Improve compilation time (reduce from ~50 seconds to ~15s for vLLM) by Lucaskabela · Pull Request #3145 · pytorch/torchtitan

Lucaskabela · 2026-04-28T22:11:39Z

Summary

We make significant improvements to the vLLM compilation, saving ~40s (20s from cudagraph, 1s per step, and ~13s from Dynamo) from the following changes:

Since we are using FA based attention which is compatible with traceability, we can use FullGraph cudagraphs (which yields -1s per step)
We adjust the max cudagraph capture size based on default from configs - this cuts cudagraph capture time from 30s to 11s
We move compilation to use the same compile pipeline that trainer model does. While this misses out on some of vLLM's custom passes, we have more observability and controllability to ensure unified definition. This has the added benefit of leveraging the regional compile - reducing compile from O(n) to O(1) (as we compile one transformer layer then reuse it) cutting Dynamo compile time from 17s to 4s

Test plan

python torchtitan/experiments/rl/grpo.py --module rl --config rl_grpo_qwen3_0_6b

Test results:

Before

INFO 04-28 16:20:20 [backends.py:1128] [actor=<root>.<torchtitan.experiments.rl.actors.generator.VLLMGenerator generator{'gpus': 0/4}>] Dynamo bytecode transform time: 15.26 s
Capturing CUDA graphs (mixed prefill-decode, PIECEWISE): 100%|███████████████████████████████████████████████████████████████████████████████████████████| 35/35 [00:31<00:00,  1.13it/s]
...
[actor=<root>] Step  9 | Loss: +0.0020 | Reward: +0.743 (correctness=+0.450, format=+0.293) | Avg tokens: 100 | Logprob diff: mean=-6.4715e-05, max=2.2314e-01 | Time: 2.7s
[actor=<root>] Post-training validation
[actor=<root>] Summary:
  Pre:  mean_reward=+0.365 (correctness=+0.200, format=+0.165)
  Post: mean_reward=+0.700 (correctness=+0.400, format=+0.300)

After (this PR)

Capturing CUDA graphs (mixed prefill-decode, FULL): 100%|██████████████████████████████████████████████████████████████████████████████████████████████████| 7/7 [00:09<00:00,  1.34s/it]
...
[actor=<root>] Step  9 | Loss: +0.0020 | Reward: +0.743 (correctness=+0.450, format=+0.293) | Avg tokens: 100 | Logprob diff: mean=-6.4715e-05, max=2.2314e-01 | Time: 1.8s
[actor=<root>] Post-training validation
[actor=<root>] Summary:
  Pre:  mean_reward=+0.365 (correctness=+0.200, format=+0.165)
  Post: mean_reward=+0.700 (correctness=+0.400, format=+0.300)

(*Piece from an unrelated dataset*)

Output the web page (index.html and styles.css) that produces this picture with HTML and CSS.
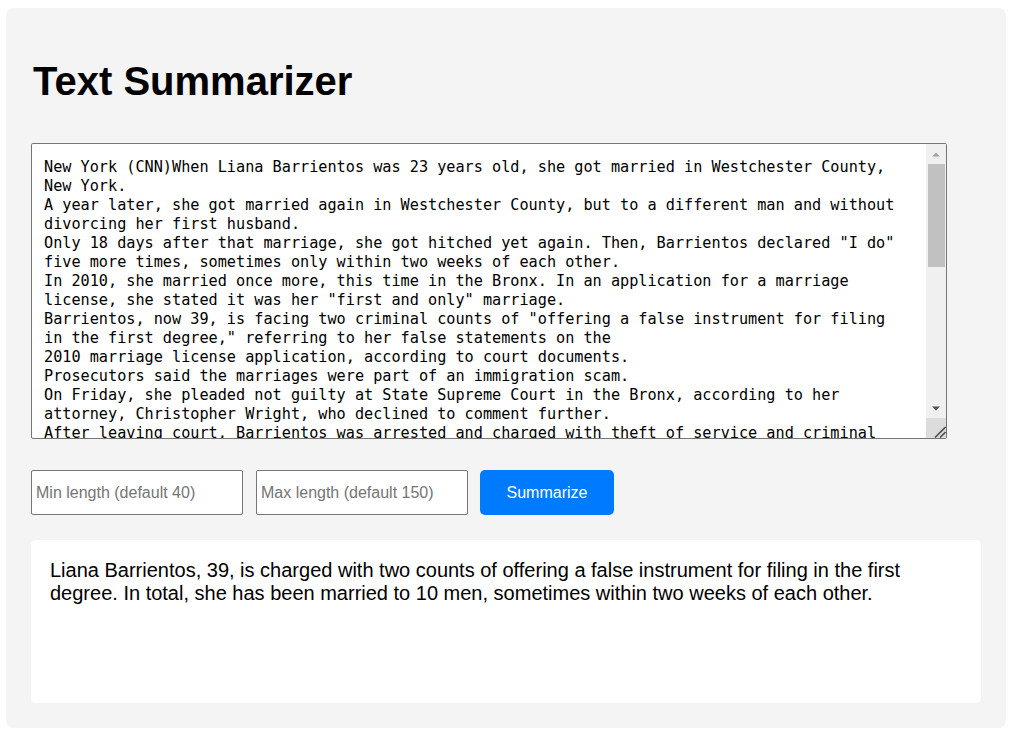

tianyu-l · 2026-04-29T00:19:11Z

+    graph capture, which is vLLM-specific, is controlled here.
+    """
+
+    cudagraph_mode: Literal["none", "full"] = "full"


let's follow compile config style and have enable since it's a boolean option https://github.com/pytorch/torchtitan/blob/main/torchtitan/config/configs.py#L323

tianyu-l · 2026-04-29T00:19:40Z

+    See https://docs.vllm.ai/en/latest/design/cuda_graphs/#cudagraphmodes"""

    @property
    def is_eager(self) -> bool:


don't need this aliasing field anymore

tianyu-l · 2026-04-29T00:21:33Z

+        When set, this is passed to vLLM EngineArgs and used to derive
+        CUDA graph capture sizes, avoiding captures for batch sizes that
+        will never be reached.  Auto-computed by RLTrainer from
+        num_prompts_per_step * sampling.n when not explicitly set."""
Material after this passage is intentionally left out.